I almost didn't go to this movie because the synopsis sounded so unappealing: Mark Ruffalo and Adrien Brody partnering with Rinko Kikuchi and Rachel Weisz for one last hurrah as con-men? It was only my love of Brody that dragged me down and across town to the only theatre still playing it (I sense it did not do well).
It's far from a perfect movie; perhaps a bit too long, and rather dreamy in a way that I often cannot tolerate, though the color-soaked shots and curious costumes and Brody's always so-sad face kept my eyes rather satisfied. The story is a strange, perhaps fractured, fairy tale, in which the older of two orphaned brothers creates schemes not only to keep the pair flush with cash, but also to give the shy, romantic, younger brother access to the promise of love, a means to interact with a beautiful girl who catches his eye. But there is a constant struggle for Brody's brooding romantic between the fantasy world of the con and the let-down once it's over, once it's time to collect the booty and split. Weisz's isolated idiot savant, a girl-woman raised in isolation with too many hobbies and not enough social skills, is both the ideal mark (rich, clueless, and willing to buy into the promise of an adventure) and the ideal love object for Brody's Bloom.

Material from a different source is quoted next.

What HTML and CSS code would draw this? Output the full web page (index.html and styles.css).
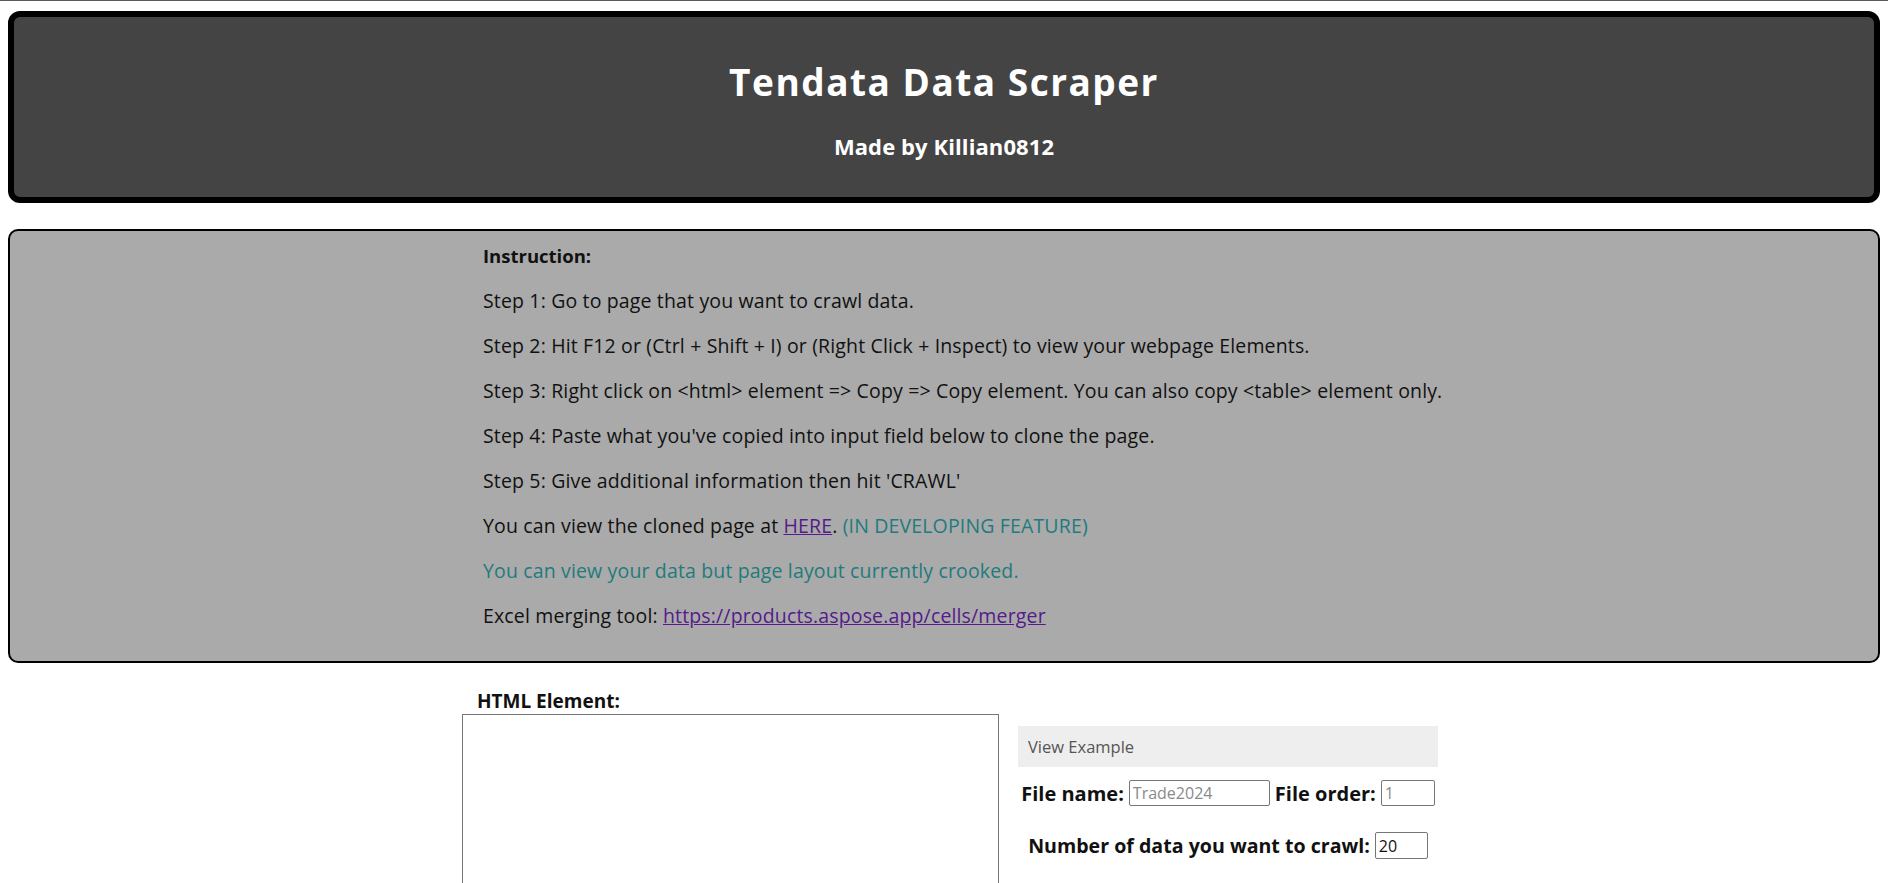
FILE: index.html
```html
<!DOCTYPE html>
<html lang="en">
<head>
<meta charset="utf-8">
<title>Tendata Data Scraper</title>
<link rel="stylesheet" href="styles.css">
</head>
<body>
<div class="frame">
  <header class="banner">
    <h1 class="title">Tendata Data Scraper</h1>
    <h3 class="byline">Made by Killian0812</h3>
  </header>

  <section class="guide">
    <div class="guide-inner">
      <p class="guide-head">Instruction:</p>
      <p>Step 1: Go to page that you want to crawl data.</p>
      <p>Step 2: Hit F12 or (Ctrl + Shift + I) or (Right Click + Inspect) to view your webpage Elements.</p>
      <p>Step 3: Right click on &lt;html&gt; element =&gt; Copy =&gt; Copy element. You can also copy &lt;table&gt; element only.</p>
      <p>Step 4: Paste what you've copied into input field below to clone the page.</p>
      <p>Step 5: Give additional information then hit 'CRAWL'</p>
      <p>You can view the cloned page at <a class="link" href="#">HERE</a>. <span class="note">(IN DEVELOPING FEATURE)</span></p>
      <p class="note">You can view your data but page layout currently crooked.</p>
      <p>Excel merging tool: <a class="link" href="#">https://products.aspose.app/cells/merger</a></p>
    </div>
  </section>

  <section class="form">
    <div class="html-col">
      <label class="field-label" for="html">HTML Element:</label>
      <textarea class="html-input" id="html"></textarea>
    </div>
    <div class="side">
      <div class="example">View Example</div>
      <div class="row">
        <label class="row-label">File name:</label>
        <input class="box box-name" type="text" placeholder="Trade2024">
        <label class="row-label">File order:</label>
        <input class="box box-order" type="text" placeholder="1">
      </div>
      <div class="row row-count">
        <label class="row-label label-count">Number of data you want to crawl:</label>
        <input class="box box-count" type="text" value="20">
      </div>
    </div>
  </section>
</div>
</body>
</html>
```

FILE: styles.css
```css
html, body {
  margin: 0;
  padding: 0;
  background: #ffffff;
}

body {
  font-family: "Open Sans", "Noto Sans", sans-serif;
  color: #111111;
  overflow: hidden;
}

.frame {
  border-top: 1px solid #5a5a5a;
  padding: 10px 8px 0 8px;
}

.banner {
  background: #444444;
  border: 6px solid #000000;
  border-radius: 12px;
  height: 180px;
  box-sizing: content-box;
  display: flex;
  flex-direction: column;
  align-items: center;
  padding: 0;
}

.title {
  margin: 43px 0 0 0;
  font-size: 37px;
  line-height: 44px;
  font-weight: 700;
  color: #ffffff;
  letter-spacing: 1.5px;
}

.byline {
  margin: 27px 0 0 0;
  font-size: 22px;
  line-height: 30px;
  font-weight: 700;
  color: #ffffff;
  letter-spacing: 0.1px;
}

.guide {
  margin-top: 26px;
  background: #aaaaaa;
  border: 2px solid #000000;
  border-radius: 10px;
  padding: 12px 0 13px 0;
}

.guide-inner {
  width: 922px;
  margin: 0 auto;
}

.guide-inner p {
  margin: 0 0 20px 0;
  font-size: 19.5px;
  line-height: 25px;
  letter-spacing: 0.15px;
  white-space: nowrap;
}

.guide-inner .guide-head {
  font-weight: 700;
  font-size: 18.5px;
  letter-spacing: 0;
}

.note {
  color: #1f7b7d;
}

.link {
  color: #551a8b;
  text-decoration: underline;
}

.form {
  width: 976px;
  margin: 26px auto 0 auto;
  padding-left: 12px;
  display: flex;
  align-items: flex-start;
  gap: 19px;
}

.html-col {
  display: flex;
  flex-direction: column;
  width: 537px;
}

.field-label {
  font-weight: 700;
  font-size: 19px;
  line-height: 25px;
  padding-left: 15px;
}

.html-input {
  box-sizing: border-box;
  width: 537px;
  height: 320px;
  border: 1px solid #767676;
  resize: none;
  margin: 0;
}

.side {
  width: 420px;
  margin-top: 37px;
}

.example {
  background: #eeeeee;
  height: 41px;
  line-height: 41px;
  padding-left: 10px;
  font-size: 16.5px;
  color: #555555;
}

.row {
  display: flex;
  justify-content: center;
  align-items: center;
  gap: 5px;
  margin-top: 13px;
  height: 26px;
}

.row-count {
  margin-top: 26px;
  height: 27px;
}

.row-label {
  font-weight: 700;
  font-size: 20px;
  line-height: 25px;
}

.label-count {
  font-size: 19.6px;
}

.box {
  box-sizing: border-box;
  height: 26px;
  border: 1px solid #767676;
  border-radius: 2px;
  padding: 2px 3px;
  font-family: "Open Sans", "Noto Sans", sans-serif;
  font-size: 16px;
  color: #111111;
  margin: 0;
}

.box::placeholder {
  color: #8a8a8a;
}

.box-name {
  width: 141px;
}

.box-order {
  width: 54px;
}

.box-count {
  width: 53px;
  height: 27px;
}
```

The four slip in and out of madcap adventures, but at the end, Big brother Ruffalo has to die, both a mock and real death, before brooding Bloom can be free to pursue his "unwritten life." This is not an unsatisfying ending, either, for Ruffalo's wooden clowning, his ringmaster card tricks, inspired a sadness even deeper than Brody's Bloom's: a disbelief in anything's truth, a refusal to dream or hope or long.